Nos afanamos tanto en la coherencia, en la urgencia de poner límites y dar seguridades, hacemos cosas curiosas como tener dos perfiles de instagram, para no mezclar, para no confundir, pero después nos hastiamos de tener que alimentar esas bocas hambrientas y sedientas que nos piden más «info», más «data», más «experiencias»…
Nietzsche desliza que sólo puede ser definido aquello que no tiene historia. Apenas un paso en la existencia basta para entrar en contradicción, eludir las categorías y desmentir un norte. Pero lo seguimos buscando.
Separamos, distinguimos, ocultamos. Escondemos bajo la alfombra la mugre o nos volvemos algo sucio para sentirnos libres. Pero la suciedad tampoco acepta una mota de limpieza, y pronto nos descubrimos en la misma prisión, al lado de quienes nunca quisieron mostrar la hilacha.

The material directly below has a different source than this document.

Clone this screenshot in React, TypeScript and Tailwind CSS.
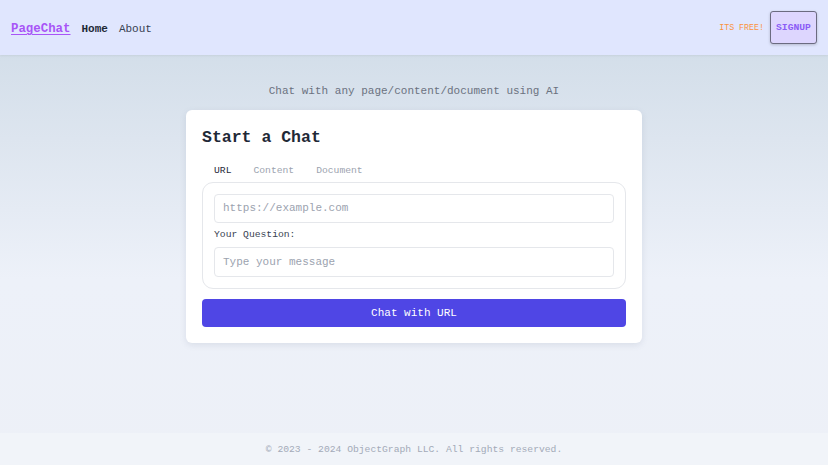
import React from "react";

export default function App() {
  const mono = { fontFamily: '"Liberation Mono", "DejaVu Sans Mono", monospace' };
  return (
    <div
      style={mono}
      className="flex h-[465px] w-full flex-col overflow-hidden bg-[linear-gradient(180deg,#cddae6_0%,#dde5ef_30%,#edf1f9_60%,#edf0f7_100%)]"
    >
      <nav className="flex h-[55px] shrink-0 items-center justify-between bg-[#e0e6fe] pl-[11px] pr-[11px] shadow-[0_1px_2px_rgba(0,0,0,0.06)]">
        <div className="mt-[3px] flex items-center gap-[11px]">
          <span className="text-[12.4px] font-bold leading-[18px] text-[#a855f7] underline underline-offset-2">PageChat</span>
          <span className="text-[11px] font-bold leading-[18px] text-[#1f2937]">Home</span>
          <span className="text-[11px] leading-[18px] text-[#374151]">About</span>
        </div>
        <div className="flex items-center gap-[6px]">
          <span className="text-[8.3px] leading-[12px] text-[#fb923c]">ITS FREE!</span>
          <button className="flex h-[33px] w-[47px] items-center justify-center rounded-[3px] border-[1.5px] border-[#6b6b80] bg-[#ddd6fe] pt-[1px] text-[9.7px] font-bold text-[#8b5cf6] shadow-[0_1px_3px_rgba(0,0,0,0.2)]">
            SIGNUP
          </button>
        </div>
      </nav>

      <main className="flex flex-1 flex-col items-center pt-[29px]">
        <p className="h-[14px] text-[11px] leading-[14px] text-[#6b7280]">Chat with any page/content/document using AI</p>
        <div className="mt-[12px] w-[456px] rounded-[6px] bg-white px-[16px] pb-[16px] pt-[17px] shadow-[0_2px_6px_rgba(100,116,139,0.15)]">
          <h1 className="h-[22px] text-[16.5px] font-bold leading-[22px] text-[#1f2937]">Start a Chat</h1>
          <div className="mt-[10px] flex h-[23px] items-start pl-[1px] pt-[5px]">
            <span className="px-[11px] text-[9.7px] leading-[14px] text-[#1f2937]">URL</span>
            <span className="px-[11px] text-[9.7px] leading-[14px] text-[#9ca3af]">Content</span>
            <span className="px-[11px] text-[9.7px] leading-[14px] text-[#9ca3af]">Document</span>
          </div>
          <div className="rounded-[11px] border border-[#e5e7eb] p-[11px]">
            <div className="flex h-[29px] items-center rounded-[4px] border border-[#e5e7eb] px-[8px] text-[11px] text-[#9ca3af]">
              https://example.com
            </div>
            <div className="mt-[6px] flex h-[13px] items-center text-[9.7px] text-[#374151]">Your Question:</div>
            <div className="mt-[5px] flex h-[30px] items-center rounded-[4px] border border-[#e5e7eb] px-[8px] text-[11px] text-[#9ca3af]">
              Type your message
            </div>
          </div>
          <button className="mt-[10px] flex h-[28px] w-full items-center justify-center rounded-[4px] bg-[#4f46e5] text-[11px] text-white">
            Chat with URL
          </button>
        </div>
      </main>

      <footer className="flex h-[32px] shrink-0 items-center justify-center bg-[#f1f4f9] pt-[2px] text-[9.7px] text-[#a3aab8]">
        © 2023 - 2024 ObjectGraph LLC. All rights reserved.
      </footer>
    </div>
  );
}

Un buen día nos damos a la fuga. Ni siquiera hace falta salir temprano, cuando la ciudad duerme, porque nadie obstaculiza nuestra huida y se trata de una fuga interna. Huelga de dispositivos. Ayuno de redes sociales. Prácticas que nos hagan caer otra vez en el cuerpo (“si me caigo al suelo me levanto con ayuda del suelo”, se dice en el Kularnava Tantra). Al atardecer ya nos sentimos en pleno dominio de nuestra existencia, la demanda exterior se redujo a un murmullo que es posible ignorar.
Confiamos en que podemos volver al mundo de las máscaras y disfrazarnos para festejar el carnaval, desde esta nueva perspectiva no es más que un juego. Pero no sin antes tatuarnos una advertencia de la piel hacia adentro: no creas.